**DATA SECTION:**

********************

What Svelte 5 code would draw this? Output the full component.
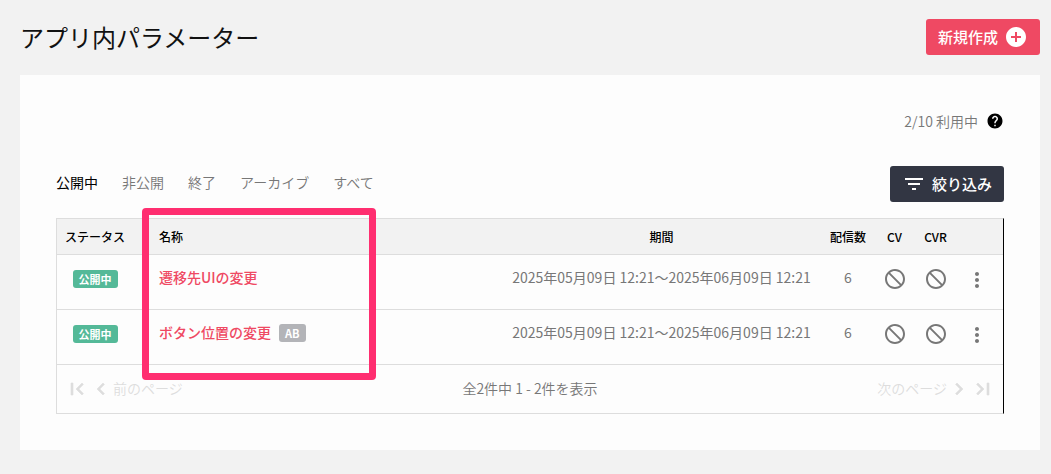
<script lang="ts">
  interface Param {
    id: number
    status: string
    name: string
    ab: boolean
    period: string
    count: number
  }

  const tabs = ['公開中', '非公開', '終了', 'アーカイブ', 'すべて']
  let activeTab = $state('公開中')

  const params: Param[] = [
    { id: 1, status: '公開中', name: '遷移先UIの変更', ab: false, period: '2025年05月09日 12:21〜2025年06月09日 12:21', count: 6 },
    { id: 2, status: '公開中', name: 'ボタン位置の変更', ab: true, period: '2025年05月09日 12:21〜2025年06月09日 12:21', count: 6 },
  ]

  // 24x24 icon paths
  const icons = {
    add: 'M12 2C6.48 2 2 6.48 2 12s4.48 10 10 10 10-4.48 10-10S17.52 2 12 2zm5 11h-4v4h-2v-4H7v-2h4V7h2v4h4v2z',
    help: 'M12 2C6.48 2 2 6.48 2 12s4.48 10 10 10 10-4.48 10-10S17.52 2 12 2zm1 17h-2v-2h2v2zm2.07-7.75l-.9.92C13.45 12.9 13 13.5 13 15h-2v-.5c0-1.1.45-2.1 1.17-2.83l1.24-1.26c.37-.36.59-.86.59-1.41 0-1.1-.9-2-2-2s-2 .9-2 2H8c0-2.21 1.79-4 4-4s4 1.79 4 4c0 .88-.36 1.68-.93 2.25z',
    filter: 'M10 18h4v-2h-4v2zM3 6v2h18V6H3zm3 7h12v-2H6v2z',
    block: 'M12 2C6.48 2 2 6.48 2 12s4.48 10 10 10 10-4.48 10-10S17.52 2 12 2zM4 12c0-1.85.63-3.55 1.69-4.9L16.9 18.31C15.55 19.37 13.85 20 12 20c-4.42 0-8-3.58-8-8zm14.31 4.9L7.1 5.69C8.45 4.63 10.15 4 12 4c4.42 0 8 3.58 8 8 0 1.85-.63 3.55-1.69 4.9z',
    more: 'M12 8c1.1 0 2-.9 2-2s-.9-2-2-2-2 .9-2 2 .9 2 2 2zm0 2c-1.1 0-2 .9-2 2s.9 2 2 2 2-.9 2-2-.9-2-2-2zm0 6c-1.1 0-2 .9-2 2s.9 2 2 2 2-.9 2-2-.9-2-2-2z',
    first: 'M18.41 16.59L13.82 12l4.59-4.59L17 6l-6 6 6 6zM6 6h2v12H6z',
    prev: 'M15.41 7.41L14 6l-6 6 6 6 1.41-1.41L10.83 12z',
    next: 'M10 6L8.59 7.41 13.17 12l-4.58 4.59L10 18l6-6z',
    last: 'M5.59 7.41L10.18 12l-4.59 4.59L7 18l6-6-6-6zM16 6h2v12h-2z',
  }
</script>

{#snippet icon(d: string, size = 24)}
  <svg width={size} height={size} viewBox="0 0 24 24" fill="currentColor" aria-hidden="true"><path {d} /></svg>
{/snippet}

<div class="page">
  <header class="page-header">
    <h1>アプリ内パラメーター</h1>
    <button class="btn primary">新規作成{@render icon(icons.add)}</button>
  </header>

  <main class="card">
    <div class="usage">
      <span>2/10 利用中</span>
      <button class="icon-btn help" aria-label="ヘルプ">{@render icon(icons.help, 18)}</button>
    </div>

    <div class="toolbar">
      <nav class="tabs">
        {#each tabs as tab}
          <button class="tab" class:active={activeTab === tab} onclick={() => (activeTab = tab)}>{tab}</button>
        {/each}
      </nav>
      <button class="btn dark">{@render icon(icons.filter)}絞り込み</button>
    </div>

    <div class="list">
      <table>
        <colgroup>
          <col class="col-status" />
          <col />
          <col class="col-period" />
          <col class="col-count" />
          <col class="col-cv" />
          <col class="col-cv" />
          <col class="col-more" />
        </colgroup>
        <thead>
          <tr>
            <th>ステータス</th>
            <th class="name">名称</th>
            <th>期間</th>
            <th>配信数</th>
            <th>CV</th>
            <th>CVR</th>
            <th></th>
          </tr>
        </thead>
        <tbody>
          {#each params as p (p.id)}
            <tr>
              <td class="status"><span class="badge">{p.status}</span></td>
              <td class="name">
                <div class="name-inner">
                  <a href="#{p.id}">{p.name}</a>
                  {#if p.ab}<span class="badge ab">AB</span>{/if}
                </div>
              </td>
              <td>{p.period}</td>
              <td>{p.count}</td>
              <td class="cv">{@render icon(icons.block)}</td>
              <td class="cv">{@render icon(icons.block)}</td>
              <td class="more"><button class="icon-btn" aria-label="メニュー">{@render icon(icons.more)}</button></td>
            </tr>
          {/each}
        </tbody>
      </table>

      <footer class="pager">
        <div class="pager-side">
          <button disabled aria-label="最初のページ">{@render icon(icons.first)}</button>
          <button disabled>{@render icon(icons.prev)}<span>前のページ</span></button>
        </div>
        <span>全2件中 1 - 2件を表示</span>
        <div class="pager-side end">
          <button disabled><span>次のページ</span>{@render icon(icons.next)}</button>
          <button disabled aria-label="最後のページ">{@render icon(icons.last)}</button>
        </div>
      </footer>

      <div class="highlight"></div>
    </div>
  </main>
</div>

<style>
  :global(body) {
    background: #f2f2f2;
  }

  .page {
    padding: 19px 11px 24px 20px;
    font-family: 'Noto Sans CJK JP', sans-serif;
    font-size: 14px;
    line-height: 20px;
    color: #777;
  }

  svg {
    display: block;
    flex: none;
  }

  button {
    border: none;
    background: none;
    padding: 0;
    font: inherit;
    color: inherit;
    cursor: pointer;
  }

  .icon-btn {
    display: block;
    margin: 0 auto;
  }

  .page-header {
    display: flex;
    justify-content: space-between;
    align-items: center;
    margin-bottom: 20px;
  }

  h1 {
    margin: 0;
    font-size: 24px;
    line-height: 36px;
    font-weight: 400;
    color: #111;
  }

  .btn {
    display: flex;
    align-items: center;
    gap: 6px;
    height: 36px;
    padding: 0 12px;
    border-radius: 3px;
    font-size: 15px;
    font-weight: 500;
    color: #fff;
  }
  .primary { background: #ef4963; }
  .dark { background: #323643; }

  .card {
    padding: 36px;
    background: #fdfdfd;
  }

  .usage {
    display: flex;
    justify-content: flex-end;
    align-items: center;
    gap: 8px;
    margin-bottom: 35px;
    font-weight: 350;
  }

  .help {
    margin: 0;
    color: #000;
  }

  .toolbar {
    display: flex;
    justify-content: space-between;
    align-items: center;
    margin-bottom: 16px;
  }

  .tabs {
    display: flex;
    gap: 24px;
    padding-bottom: 4px;
  }
  .tab { font-weight: 350; }
  .tab.active {
    color: #000;
    font-weight: 400;
  }

  .list {
    position: relative;
    border: 1px solid #ddd;
    border-right-color: #000;
  }

  table {
    width: 100%;
    table-layout: fixed;
    border-collapse: collapse;
  }

  .col-status { width: 76px; }
  .col-period { width: 321px; }
  .col-count { width: 52px; }
  .col-cv { width: 41px; }
  .col-more { width: 47px; }

  tr { border-bottom: 1px solid #ddd; }

  th {
    height: 35px;
    padding: 0;
    background: #f2f2f2;
    font-size: 12px;
    font-weight: 500;
    color: #000;
  }

  td {
    box-sizing: border-box;
    height: 55px;
    padding: 0 0 10px;
    text-align: center;
    white-space: nowrap;
  }
  td svg { margin: 0 auto; }

  .name {
    padding-left: 26px;
    text-align: left;
  }
  .name-inner {
    display: flex;
    align-items: flex-end;
    gap: 8px;
  }

  a {
    color: #ef4963;
    font-weight: 500;
    text-decoration: none;
  }
  a:hover { text-decoration: underline; }

  .badge {
    display: inline-block;
    padding: 0 6px;
    border-radius: 3px;
    background: #54b998;
    font-size: 11px;
    line-height: 18px;
    font-weight: 700;
    color: #fff;
  }
  .ab { background: #b3b4b8; }

  .status { padding-bottom: 8px; }
  .cv { padding-bottom: 6px; }
  .more { padding: 0 6px 4px 0; }

  .pager {
    display: flex;
    align-items: center;
    height: 48px;
    padding: 0 8px;
    font-weight: 350;
  }
  .pager span { padding-bottom: 2px; }

  .pager-side {
    display: flex;
    flex: 1;
  }
  .pager-side button {
    display: flex;
    align-items: center;
    color: #ddd;
    cursor: default;
  }
  .pager-side path {
    stroke: currentColor;
    stroke-width: 0.6;
  }
  .end { justify-content: flex-end; }

  /* frame drawn over the name column */
  .highlight {
    position: absolute;
    top: -11px;
    bottom: 33px;
    left: 85px;
    width: 220px;
    border: 7px solid #ff2e70;
    border-radius: 4px;
    pointer-events: none;
  }
</style>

********************

**INSTRUCTION:** Restate exactly, please, only the lines between the start of the data and the line containing "let activeTab = $state('公開中')", both ends included, skipping the pictures.

**WRITTEN RESPONSE:**
What Svelte 5 code would draw this? Output the full component.
<script lang="ts">
  interface Param {
    id: number
    status: string
    name: string
    ab: boolean
    period: string
    count: number
  }

  const tabs = ['公開中', '非公開', '終了', 'アーカイブ', 'すべて']
  let activeTab = $state('公開中')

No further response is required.